With people pouring money into online advertising to make money from online advertising it creates a vicious cycle that inflates the cost of advertising. The process is called AdSense Arbitrage and Google took steps last year to at least minimize it by applying a landing page quality score to people using AdWords. If your landing page quality score was poor, you'd wind up paying more per click. This reduces the likelihood of profiting from AdSense arbitrage which reduces the incentive for the practice.
Why other Companies Should Worry
Google is a big Internet brand. They have the most popular ad network. They have tons of talented people working for them. If Google is having a hard time making money off of Google's ad network, what will that mean for others that have to not only deal with Google taking a cut, but also things like Smart Pricing?
Last month, eMarketer drastically reduced their projections of MySpace and Facebook revenues. The companies themselves also changed their outlook and many smaller AdSense publishers are even complaining about major drops in their AdSense revenues.
eMarketer also mentions the $900-million deal they signed with Google to use Google Search on MySpace.
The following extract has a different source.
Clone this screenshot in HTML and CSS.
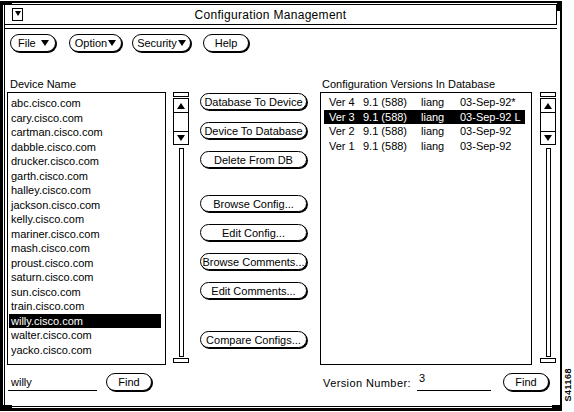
FILE: index.html
```html
<!DOCTYPE html>
<html lang="en">
<head>
    <meta charset="UTF-8">
    <title>Configuration Management</title>
    <link rel="stylesheet" href="styles.css">
</head>
<body>
<div class="screen">
    <div class="frame">
        <span class="corner tl"></span>
        <span class="corner tr"></span>
        <span class="corner bl"></span>
        <span class="corner br"></span>
        <div class="inner">
            <div class="titlebar">
                <span class="win-menu"><span class="tri-down small"></span></span>
                <span class="title">Configuration Management</span>
            </div>
            <div class="title-rule"></div>

            <div class="menubar">
                <button class="pill menu-file">File <span class="tri-down"></span></button>
                <button class="pill menu-option">Option<span class="tri-down"></span></button>
                <button class="pill menu-security">Security<span class="tri-down"></span></button>
                <button class="pill menu-help">Help</button>
            </div>

            <div class="panes">
                <div class="label device-label">Device Name</div>
                <div class="label versions-label">Configuration Versions In Database</div>

                <ul class="listbox devices">
                    <li>abc.cisco.com</li>
                    <li>cary.cisco.com</li>
                    <li>cartman.cisco.com</li>
                    <li>dabble.cisco.com</li>
                    <li>drucker.cisco.com</li>
                    <li>garth.cisco.com</li>
                    <li>halley.cisco.com</li>
                    <li>jackson.cisco.com</li>
                    <li>kelly.cisco.com</li>
                    <li>mariner.cisco.com</li>
                    <li>mash.cisco.com</li>
                    <li>proust.cisco.com</li>
                    <li>saturn.cisco.com</li>
                    <li>sun.cisco.com</li>
                    <li>train.cisco.com</li>
                    <li class="selected">willy.cisco.com</li>
                    <li>walter.cisco.com</li>
                    <li>yacko.cisco.com</li>
                </ul>

                <div class="scrollbar devices-sb">
                    <div class="sb-cap"></div>
                    <div class="sb-arrows">
                        <div class="sb-up"><span class="tri-up"></span></div>
                        <div class="sb-mid"></div>
                        <div class="sb-down"><span class="tri-down"></span></div>
                    </div>
                    <div class="sb-track"></div>
                    <div class="sb-cap end"></div>
                </div>

                <div class="actions">
                    <button class="pill action">Database To Device</button>
                    <button class="pill action">Device To Database</button>
                    <button class="pill action">Delete From DB</button>
                    <button class="pill action group-start">Browse Config...</button>
                    <button class="pill action">Edit Config...</button>
                    <button class="pill action">Browse Comments...</button>
                    <button class="pill action">Edit Comments...</button>
                    <button class="pill action last-group">Compare Configs...</button>
                </div>

                <div class="listbox versions">
                    <div class="ver-row"><span class="c-ver">Ver 4</span><span class="c-ios">9.1 (588)</span><span class="c-user">liang</span><span class="c-date">03-Sep-92*</span></div>
                    <div class="ver-row selected"><span class="c-ver">Ver 3</span><span class="c-ios">9.1 (588)</span><span class="c-user">liang</span><span class="c-date">03-Sep-92 L</span></div>
                    <div class="ver-row"><span class="c-ver">Ver 2</span><span class="c-ios">9.1 (588)</span><span class="c-user">liang</span><span class="c-date">03-Sep-92</span></div>
                    <div class="ver-row"><span class="c-ver">Ver 1</span><span class="c-ios">9.1 (588)</span><span class="c-user">liang</span><span class="c-date">03-Sep-92</span></div>
                </div>

                <div class="scrollbar versions-sb">
                    <div class="sb-cap"></div>
                    <div class="sb-arrows">
                        <div class="sb-up"><span class="tri-up"></span></div>
                        <div class="sb-mid"></div>
                        <div class="sb-down"><span class="tri-down"></span></div>
                    </div>
                    <div class="sb-track"></div>
                    <div class="sb-cap end"></div>
                </div>

                <div class="find-row device-find">
                    <input class="field device-field" type="text" value="willy">
                    <button class="pill find">Find</button>
                </div>

                <div class="find-row version-find">
                    <span class="field-label">Version Number:</span>
                    <input class="field version-field" type="text" value="3">
                    <button class="pill find">Find</button>
                </div>
            </div>
        </div>
    </div>
    <div class="margin-note"><span>S41168</span></div>
</div>
</body>
</html>
```

FILE: styles.css
```css
body {
    margin: 0;
    font-family: "Liberation Sans", Arial, sans-serif;
    font-size: 11px;
    color: #000;
    background-color: #fff;
}
.screen {
    display: flex;
    width: 574px;
    height: 412px;
}
/* Window frame */
.frame {
    position: relative;
    width: 557px;
    height: 405px;
    margin-top: 1px;
    border-top: 2px solid #000;
    border-left: 3px solid #000;
    border-right: 2px solid #000;
    border-bottom: 3px solid #000;
    display: flex;
}
.inner {
    flex: 1;
    display: flex;
    flex-direction: column;
    margin: 0 0 1px 1px;
    border-left: 1px solid #000;
    border-bottom: 1px solid #000;
}
.corner {
    position: absolute;
    background-color: #000;
}
.corner.tl {
    left: 0;
    top: 0;
    width: 9px;
    height: 2px;
}
.corner.tr {
    right: 0;
    top: 0;
    width: 3px;
    height: 8px;
}
.corner.bl {
    left: 0;
    bottom: 0;
    width: 9px;
    height: 3px;
}
.corner.br {
    right: 0;
    bottom: 0;
    width: 8px;
    height: 3px;
}
/* Title bar */
.titlebar {
    box-sizing: border-box;
    height: 21px;
    margin: 1px 3px 0 0;
    border: 1px solid #000;
    border-left: none;
    display: flex;
    align-items: center;
}
.win-menu {
    box-sizing: border-box;
    width: 11px;
    height: 13px;
    margin-left: 7px;
    border: 1px solid #000;
    display: flex;
    justify-content: center;
    padding-top: 2px;
}
.title {
    flex: 1;
    text-align: center;
    font-size: 12px;
    padding-right: 38px;
    letter-spacing: 0.3px;
}
.title-rule {
    height: 1px;
    margin: 3px 3px 0 0;
    background-color: #000;
}
/* Triangles */
.tri-down {
    width: 0;
    height: 0;
    border-left: 4px solid transparent;
    border-right: 4px solid transparent;
    border-top: 6px solid #000;
}
.tri-down.small {
    border-left-width: 3px;
    border-right-width: 3px;
    border-top-width: 5px;
}
.tri-up {
    width: 0;
    height: 0;
    border-left: 4px solid transparent;
    border-right: 4px solid transparent;
    border-bottom: 6px solid #000;
}
/* Buttons */
.pill {
    box-sizing: border-box;
    height: 17px;
    padding: 0;
    border: 1px solid #000;
    border-radius: 9px;
    box-shadow: 1px 1px 0 #000;
    background-color: #fff;
    color: #000;
    font: inherit;
    display: flex;
    align-items: center;
    justify-content: center;
}
.menubar {
    display: flex;
    height: 18px;
    margin-top: 5px;
    padding-left: 5px;
}
.menubar .pill {
    height: 18px;
}
.menu-file {
    width: 46px;
    justify-content: space-between;
    padding: 0 6px 0 7px;
}
.menu-option {
    width: 53px;
    margin-left: 13px;
    gap: 1px;
}
.menu-security {
    width: 59px;
    margin-left: 10px;
    gap: 1px;
}
.menu-help {
    width: 46px;
    margin-left: 12px;
}
/* Main panes */
.panes {
    display: grid;
    grid-template-columns: 159px 7px 16px 11px 108px 12px 212px 8px 16px;
    grid-template-rows: 16px 273px 7px 20px;
    margin: 24px 0 0 2px;
}
.label {
    line-height: 16px;
    grid-row: 1;
}
.device-label {
    grid-column: 1;
    padding-left: 3px;
}
.versions-label {
    grid-column: 7 / 10;
    padding-left: 2px;
}
.listbox {
    box-sizing: border-box;
    margin: 0;
    border: 1px solid #000;
    grid-row: 2;
}
.devices {
    grid-column: 1;
    list-style: none;
    padding: 3px 0 0 0;
}
.devices li {
    height: 14.5px;
    line-height: 14.5px;
    margin: 0 4px 0 1px;
    padding-left: 2px;
    white-space: nowrap;
}
.selected {
    background-color: #000;
    color: #fff;
}
.versions {
    grid-column: 7;
    padding-top: 2px;
}
.ver-row {
    display: flex;
    height: 14.5px;
    line-height: 14.5px;
    margin: 0 6px 0 3px;
    padding-left: 5px;
    white-space: nowrap;
}
.ver-row span {
    flex: none;
}
.c-ver {
    width: 34px;
}
.c-ios {
    width: 58px;
}
.c-user {
    width: 39px;
}
/* Scrollbars */
.scrollbar {
    grid-row: 2;
    display: flex;
    flex-direction: column;
    align-items: center;
}
.devices-sb {
    grid-column: 3;
}
.versions-sb {
    grid-column: 9;
}
.sb-cap {
    box-sizing: border-box;
    width: 16px;
    height: 5px;
    border: 1px solid #000;
}
.sb-cap.end {
    margin: 1px 0 2px 0;
}
.sb-arrows {
    box-sizing: border-box;
    width: 16px;
    height: 47px;
    margin-top: 1px;
    border: 1px solid #000;
    display: flex;
    flex-direction: column;
}
.sb-up {
    height: 13px;
    border-bottom: 1px solid #000;
    display: flex;
    align-items: center;
    justify-content: center;
}
.sb-mid {
    flex: 1;
}
.sb-down {
    height: 12px;
    border-top: 1px solid #000;
    display: flex;
    align-items: center;
    justify-content: center;
}
.sb-track {
    box-sizing: border-box;
    flex: 1;
    width: 5px;
    margin-top: 3px;
    border: 1px solid #000;
}
/* Action buttons */
.actions {
    grid-column: 5;
    grid-row: 2;
    display: flex;
    flex-direction: column;
    align-items: flex-start;
    padding-top: 1px;
}
.action {
    width: 107px;
    margin-top: 12px;
    white-space: nowrap;
}
.action:first-child {
    margin-top: 0;
}
.action.group-start {
    margin-top: 27px;
}
.action.last-group {
    margin-top: 32px;
}
/* Bottom find rows */
.find-row {
    grid-row: 4;
    display: flex;
    align-items: flex-start;
}
.device-find {
    grid-column: 1;
}
.version-find {
    grid-column: 7 / 10;
}
.field {
    box-sizing: border-box;
    height: 19px;
    padding: 0 0 0 3px;
    border: none;
    border-bottom: 1px solid #000;
    font: inherit;
    color: #000;
    background: transparent;
    outline: none;
}
.device-field {
    width: 89px;
    margin-left: 1px;
    padding-top: 2px;
}
.find-row .find {
    width: 46px;
    height: 18px;
    margin-top: 1px;
}
.device-find .find {
    margin-left: 9px;
}
.field-label {
    padding: 5px 0 0 3px;
    width: 94px;
    letter-spacing: 0.4px;
}
.version-field {
    width: 74px;
    padding: 0 0 6px 2px;
}
.version-find .find {
    margin-left: 12px;
}
/* Figure number in the margin */
.margin-note {
    width: 12px;
    display: flex;
    align-items: flex-end;
    justify-content: center;
    padding-bottom: 10px;
    box-sizing: border-box;
}
.margin-note span {
    writing-mode: vertical-rl;
    transform: rotate(180deg);
    font-size: 9px;
    font-weight: bold;
    letter-spacing: 0.5px;
}
```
Further affecting MySpace in the next few years will be the end of a $900-million deal with search provider Google in 2010. Though the company will likely sign a new search partner, the terms of that deal will be nowhere near as sweet.
The down turn in the economy has forced people to spend their money wisely. That means people are buying less products and looking for better deals. There's also less funding for startups. People need to be smarter with their advertising budgets. Instead of just blindly bidding as much as they can for keywords, they smart players are going to look closely at how their advertising performs and converts into real money, then make the appropriate changes in their bids. Many speculators have also been taken out of the market. This seems to be evidenced by the number of people complaining about their drop in AdSense earnings.
While Web 2.0 is not dead, things are definitely going to change. What we're seeing now is the end of the second tech bubble.